FIG. 15 shows a diagram conceptually explaining a level of the ASE light obtained after having passed through the VIPA. A light level is plotted as ordinate and a wavelength as abscissa. When a waveform of the ASE light 82 input to the VIPA 72 and obtained after having output from the VIPA 72 is observed, the ASE light 83 having a comb-shaped waveform as shown in FIG. 15 is seen. The level of the ASE light 83 is lowered when compared with the light level of the ASE light 82 as shown in FIG. 15 (an area of the ASE light 83 is smaller by an area being cut). The conventional WDM system has a problem in that, when such ASE light 83 is input to a pre-amplifier which requires a light level being equivalent to one wave of a WDM signal, an accurate setting of a gain is impossible, causing quality of the WDM system to be degraded.

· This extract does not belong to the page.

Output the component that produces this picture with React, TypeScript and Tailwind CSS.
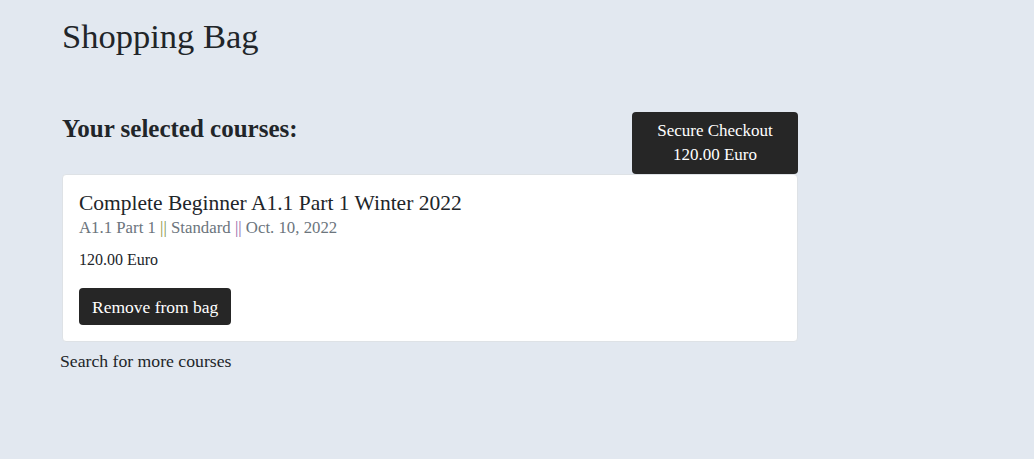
import React from "react";

export default function App() {
  return (
    <div
      className="min-h-[459px] w-full bg-[#e2e8f0] text-[#212529]"
      style={{ fontFamily: '"Liberation Serif", "DejaVu Serif", serif' }}
    >
      <div className="pl-[62px] pt-[14px]">
        <h1 className="text-[34.5px] leading-[44px] text-[#212529]">Shopping Bag</h1>
        <div className="mt-[54px] w-[736px]">
          <div className="flex items-end justify-between">
            <h2 className="mb-[30px] text-[25px] font-bold leading-[30px] text-[#212529]">
              Your selected courses:
            </h2>
            <button className="flex h-[62px] w-[166px] flex-col items-center justify-center rounded-[4px] bg-[#262626] text-[17px] leading-[24px] text-white">
              <span>Secure Checkout</span>
              <span>120.00 Euro</span>
            </button>
          </div>
          <div className="flex h-[168px] flex-col rounded-[4px] border border-[#dee2e6] bg-white px-[16px] pt-[14px]">
            <div className="text-[21.5px] leading-[28px] text-[#212529]">
              Complete Beginner A1.1 Part 1 Winter 2022
            </div>
            <div className="text-[16.8px] leading-[22px] text-[#6c757d]">
              A1.1 Part 1 <span className="text-[#7f9448]">||</span> Standard{" "}
              <span className="text-[#8f66a8]">||</span> Oct. 10, 2022
            </div>
            <div className="mt-[10px] text-[16px] leading-[22px] text-[#212529]">120.00 Euro</div>
            <div className="mt-[17px]">
              <button className="h-[37px] rounded-[4px] bg-[#262626] px-[13px] text-[17.5px] leading-[24px] text-white">
                Remove from bag
              </button>
            </div>
          </div>
        </div>
        <div className="-ml-[2px] mt-[7px] text-[17.7px] font-medium leading-[24px] text-[#212529]">
          Search for more courses
        </div>
      </div>
    </div>
  );
}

Moreover, as an example of a device which causes a level of the ASE light to change when the ASE light is made to pass through the device, the VIPA is shown in the above embodiment, however, such a device is not limited to the VIPA. When the ASE light is made to pass through a device whose filtering function has wavelength periodicity, a level of the ASE light changes as shown in FIG. 15. (a phenomenon in which wavelength periodicity appears when light having a wide band (white light) is incident, light is output in a transmission manner in the order of λ1, λ2, λ3 . . . is called “wavelength periodicity” and optical devices such as a VIPA, etalon, or the like provide a filtering function having the wavelength periodicity as described above).